Construction begins on largest carbon capture project for an existing coal plant to date
July 18, 2014 by Bob Yirka
The U.S. Department of Energy along with NRG Energy and JX Nippon, has announced that construction has begun on a post-combustion carbon capture project in Texas. The project will seek to capture approximately 90 percent of carbon dioxide emissions from a coal fired power plant, preventing it from being released into the atmosphere. The carbon dioxide that is recovered will be used to help retrieve more oil from a nearby well.
Carbon capture and sequestration has been in the news of late as efforts to use renewable (non carbon releasing) resources to generate electricity have not proven to be financially feasible on a large scale in many areas—for that reason, power companies have begun putting research funds into finding ways to prevent carbon dioxide from being emitted by existing and new coal fired power plants.

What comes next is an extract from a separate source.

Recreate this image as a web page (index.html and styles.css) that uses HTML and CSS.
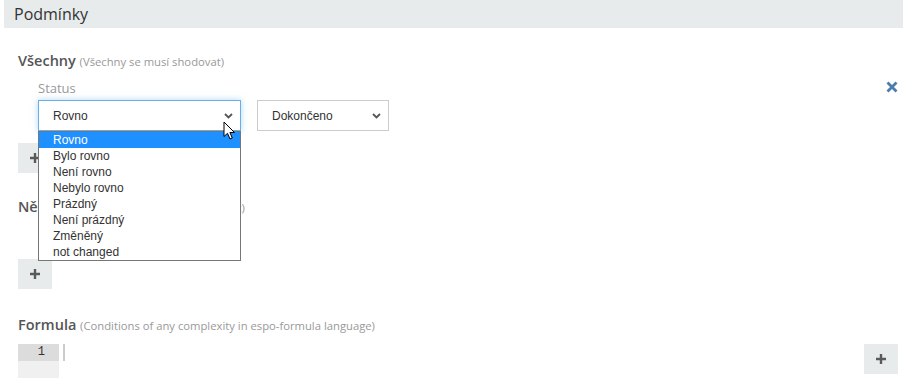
FILE: index.html
```html
<!DOCTYPE html>
<html lang="cs">
<head>
<meta charset="utf-8">
<title>Podmínky</title>
<link rel="stylesheet" href="styles.css">
</head>
<body>
<div class="panel-heading">Podmínky</div>
<div class="panel-body">
  <div class="group">
    <h4 class="group-title">Všechny <small>(Všechny se musí shodovat)</small></h4>
    <div class="item">
      <div class="item-main">
        <div class="field-label">Status</div>
        <div class="field-row">
          <div class="select-wrap">
            <div class="select select-focus select-wide">
              <span>Rovno</span>
              <svg class="chev" width="9" height="6" viewBox="0 0 9 6"><path d="M1 1 L4.5 4.5 L8 1" fill="none" stroke="#555" stroke-width="1.8"/></svg>
            </div>
            <ul class="dropdown">
              <li class="active">Rovno</li>
              <li>Bylo rovno</li>
              <li>Není rovno</li>
              <li>Nebylo rovno</li>
              <li>Prázdný</li>
              <li>Není prázdný</li>
              <li>Změněný</li>
              <li>not changed</li>
            </ul>
            <svg class="pointer" width="13" height="19" viewBox="0 0 13 19"><path d="M1 1 L1 15.5 L4.5 12.3 L7 18 L9.3 17 L6.9 11.5 L11.5 11.5 Z" fill="#fff" stroke="#000" stroke-width="1" stroke-linejoin="round"/></svg>
          </div>
          <div class="select select-narrow">
            <span>Dokončeno</span>
            <svg class="chev" width="9" height="6" viewBox="0 0 9 6"><path d="M1 1 L4.5 4.5 L8 1" fill="none" stroke="#555" stroke-width="1.8"/></svg>
          </div>
        </div>
      </div>
      <svg class="remove" width="12" height="12" viewBox="0 0 12 12"><path d="M1.5 1.5 L10.5 10.5 M10.5 1.5 L1.5 10.5" stroke="#4a7cac" stroke-width="2.8"/></svg>
    </div>
    <div class="btn-add"><svg width="10" height="10" viewBox="0 0 10 10"><path d="M5 0 V10 M0 5 H10" stroke="#5a5a5a" stroke-width="2.4"/></svg></div>
  </div>

  <div class="group group-any">
    <h4 class="group-title">Některé <small>(Aspoň jedna se musí shodovat)</small></h4>
    <div class="btn-add btn-any"><svg width="10" height="10" viewBox="0 0 10 10"><path d="M5 0 V10 M0 5 H10" stroke="#5a5a5a" stroke-width="2.4"/></svg></div>
  </div>

  <div class="group group-formula">
    <h4 class="group-title">Formula <small>(Conditions of any complexity in espo-formula language)</small></h4>
    <div class="editor-row">
      <div class="editor">
        <div class="gutter">
          <div class="line-no">1</div>
        </div>
        <div class="code"><span class="caret"></span></div>
      </div>
      <div class="btn-add"><svg width="10" height="10" viewBox="0 0 10 10"><path d="M5 0 V10 M0 5 H10" stroke="#5a5a5a" stroke-width="2.4"/></svg></div>
    </div>
  </div>
</div>
</body>
</html>
```

FILE: styles.css
```css
* { box-sizing: border-box; }
html, body { margin: 0; padding: 0; background: #fff; }
body {
  font-family: "Open Sans", "Liberation Sans", sans-serif;
  color: #333;
  overflow: hidden;
  height: 378px;
}
.panel-heading {
  margin-left: 4px;
  height: 28px;
  line-height: 28px;
  padding: 0 10px;
  background: #e8ebec;
  font-size: 16px;
  color: #333;
}
.panel-body {
  padding: 0 5px 0 18px;
}
.group-title {
  margin: 0;
  font-size: 14.5px;
  font-weight: 600;
  line-height: 20px;
  height: 20px;
  color: #555;
}
.group-title small {
  font-size: 11.25px;
  font-weight: 400;
  color: #999;
}
.group { padding-top: 23px; }
.item {
  display: flex;
  justify-content: space-between;
  align-items: flex-start;
  padding-left: 20px;
  margin-top: 8px;
}
.field-label {
  font-size: 13px;
  line-height: 18px;
  height: 18px;
  color: #999;
}
.field-row {
  display: flex;
  gap: 16px;
  margin-top: 3px;
}
.select-wrap { position: relative; }
.select {
  height: 31px;
  border: 1px solid #ccc;
  background: #fff;
  display: flex;
  align-items: center;
  justify-content: space-between;
  padding: 0 7px 0 14px;
  font-family: "Liberation Sans", Arial, sans-serif;
  font-size: 12px;
  color: #333;
}
.select-wide { width: 203px; }
.select-narrow { width: 132px; }
.select-focus {
  border-color: #66afe9;
  box-shadow: 0 0 6px rgba(102, 175, 233, 0.5);
}
.chev { display: block; }
.dropdown {
  position: absolute;
  left: 0;
  top: 100%;
  width: 203px;
  margin: 0;
  padding: 0;
  list-style: none;
  background: #fff;
  border: 1px solid #767676;
  z-index: 5;
}
.dropdown li {
  height: 16px;
  line-height: 16px;
  padding-left: 14px;
  font-family: "Liberation Sans", Arial, sans-serif;
  font-size: 12px;
  color: #333;
}
.dropdown li.active {
  background: #1e90ff;
  color: #fff;
}
.pointer {
  position: absolute;
  left: 185px;
  top: 21px;
  z-index: 6;
}
.remove {
  display: block;
  margin-top: 2px;
}
.btn-add {
  width: 34px;
  height: 30px;
  background: #e8ebec;
  display: flex;
  align-items: center;
  justify-content: center;
  margin-top: 12px;
}
.group-any { padding-top: 24px; }
.btn-any { margin-top: 42px; }
.group-formula { padding-top: 26px; }
.editor-row {
  display: flex;
  justify-content: space-between;
  margin-top: 9px;
}
.editor-row .btn-add { margin-top: 0; }
.editor {
  display: flex;
  height: 40px;
}
.gutter {
  width: 41px;
  background: #f0f0f0;
}
.line-no {
  height: 17px;
  line-height: 17px;
  background: #dcdcdc;
  text-align: right;
  padding-right: 14px;
  font-family: "Liberation Mono", monospace;
  font-size: 12px;
  color: #333;
}
.code { padding-left: 4px; }
.caret {
  display: block;
  width: 2px;
  height: 17px;
  background: #ccc;
}
```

The new project in Texas, officially called the Petra Nova Carbon Capture Project, will use technology that has been developed jointly by Mitsubishi Heavy Industries and the Kansai Electric Power. The process involves using chemical solvents called amines to absorb the carbon dioxide from emissions. A secondary process (using steam) then de-couples the carbon dioxide from the amines and sends it via pipe to another facility. The new plant is projected to remove 1.6 million tons of carbon dioxide each year from the emissions of a single coal fired plant and is being described as the largest of its kind in the world.
But there is more to the story, the plant that recovers the carbon dioxide will need power itself—the plan is to install a natural gas turbine, which of course will emit carbon dioxide, thus, while the plant will technically remove 90 percent of the carbon dioxide that is emitted by the coal fired plant, it will itself emit approximately 785,000 tons of carbon dioxide per year cutting into the net decrease of the overall project. There is also the issue of how the carbon dioxide will be used—it will be injected into the ground beneath a nearby underperforming oil well. The pressure caused by the injection of the carbon dioxide will allow for recovering more oil from the well, which will of course be used as a power source, by burning it, thus releasing carbon dioxide into the atmosphere. The injected carbon dioxide will remain sequestered in the ground.
The Petra Nova Carbon Capture plant is projected to be operational by 2016.